## Direction
Give back the full listing verbatim, apart from its images.
§ §
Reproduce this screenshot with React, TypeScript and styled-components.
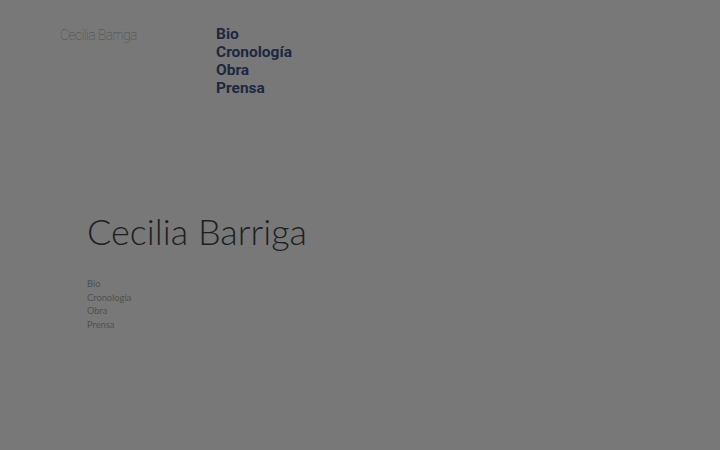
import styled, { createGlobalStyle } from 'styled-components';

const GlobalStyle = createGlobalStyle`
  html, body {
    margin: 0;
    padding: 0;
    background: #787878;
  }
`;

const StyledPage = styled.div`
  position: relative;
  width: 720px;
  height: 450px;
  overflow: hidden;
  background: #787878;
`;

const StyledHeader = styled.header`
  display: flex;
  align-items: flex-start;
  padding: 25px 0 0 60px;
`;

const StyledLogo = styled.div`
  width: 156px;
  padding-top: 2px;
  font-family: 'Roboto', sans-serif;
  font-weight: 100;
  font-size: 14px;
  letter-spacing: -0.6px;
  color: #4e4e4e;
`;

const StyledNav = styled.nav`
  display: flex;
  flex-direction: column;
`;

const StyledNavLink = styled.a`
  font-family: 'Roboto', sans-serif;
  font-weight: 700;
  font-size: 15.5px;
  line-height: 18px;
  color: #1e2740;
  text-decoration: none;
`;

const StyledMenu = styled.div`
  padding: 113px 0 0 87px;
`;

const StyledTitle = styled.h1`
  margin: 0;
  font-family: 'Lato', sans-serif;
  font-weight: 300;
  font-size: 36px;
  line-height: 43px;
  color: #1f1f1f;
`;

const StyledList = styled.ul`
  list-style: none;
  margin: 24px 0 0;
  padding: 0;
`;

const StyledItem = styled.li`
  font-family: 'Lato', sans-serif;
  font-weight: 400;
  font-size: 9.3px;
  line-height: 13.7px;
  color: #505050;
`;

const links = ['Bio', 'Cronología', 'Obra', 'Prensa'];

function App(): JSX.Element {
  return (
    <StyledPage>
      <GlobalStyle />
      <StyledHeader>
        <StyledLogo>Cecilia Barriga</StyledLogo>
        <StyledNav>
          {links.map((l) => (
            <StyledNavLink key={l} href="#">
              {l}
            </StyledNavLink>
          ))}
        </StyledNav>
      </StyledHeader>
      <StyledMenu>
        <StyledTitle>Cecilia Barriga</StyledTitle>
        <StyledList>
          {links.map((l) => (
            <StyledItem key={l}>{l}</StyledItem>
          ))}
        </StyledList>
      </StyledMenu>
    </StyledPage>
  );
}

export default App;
§ §
## Answer below
Reproduce this screenshot with React, TypeScript and styled-components.
import styled, { createGlobalStyle } from 'styled-components';

const GlobalStyle = createGlobalStyle`
  html, body {
    margin: 0;
    padding: 0;
    background: #787878;
  }
`;

const StyledPage = styled.div`
  position: relative;
  width: 720px;
  height: 450px;
  overflow: hidden;
  background: #787878;
`;

const StyledHeader = styled.header`
  display: flex;
  align-items: flex-start;
  padding: 25px 0 0 60px;
`;

const StyledLogo = styled.div`
  width: 156px;
  padding-top: 2px;
  font-family: 'Roboto', sans-serif;
  font-weight: 100;
  font-size: 14px;
  letter-spacing: -0.6px;
  color: #4e4e4e;
`;

const StyledNav = styled.nav`
  display: flex;
  flex-direction: column;
`;

const StyledNavLink = styled.a`
  font-family: 'Roboto', sans-serif;
  font-weight: 700;
  font-size: 15.5px;
  line-height: 18px;
  color: #1e2740;
  text-decoration: none;
`;

const StyledMenu = styled.div`
  padding: 113px 0 0 87px;
`;

const StyledTitle = styled.h1`
  margin: 0;
  font-family: 'Lato', sans-serif;
  font-weight: 300;
  font-size: 36px;
  line-height: 43px;
  color: #1f1f1f;
`;

const StyledList = styled.ul`
  list-style: none;
  margin: 24px 0 0;
  padding: 0;
`;

const StyledItem = styled.li`
  font-family: 'Lato', sans-serif;
  font-weight: 400;
  font-size: 9.3px;
  line-height: 13.7px;
  color: #505050;
`;

const links = ['Bio', 'Cronología', 'Obra', 'Prensa'];

function App(): JSX.Element {
  return (
    <StyledPage>
      <GlobalStyle />
      <StyledHeader>
        <StyledLogo>Cecilia Barriga</StyledLogo>
        <StyledNav>
          {links.map((l) => (
            <StyledNavLink key={l} href="#">
              {l}
            </StyledNavLink>
          ))}
        </StyledNav>
      </StyledHeader>
      <StyledMenu>
        <StyledTitle>Cecilia Barriga</StyledTitle>
        <StyledList>
          {links.map((l) => (
            <StyledItem key={l}>{l}</StyledItem>
          ))}
        </StyledList>
      </StyledMenu>
    </StyledPage>
  );
}

export default App;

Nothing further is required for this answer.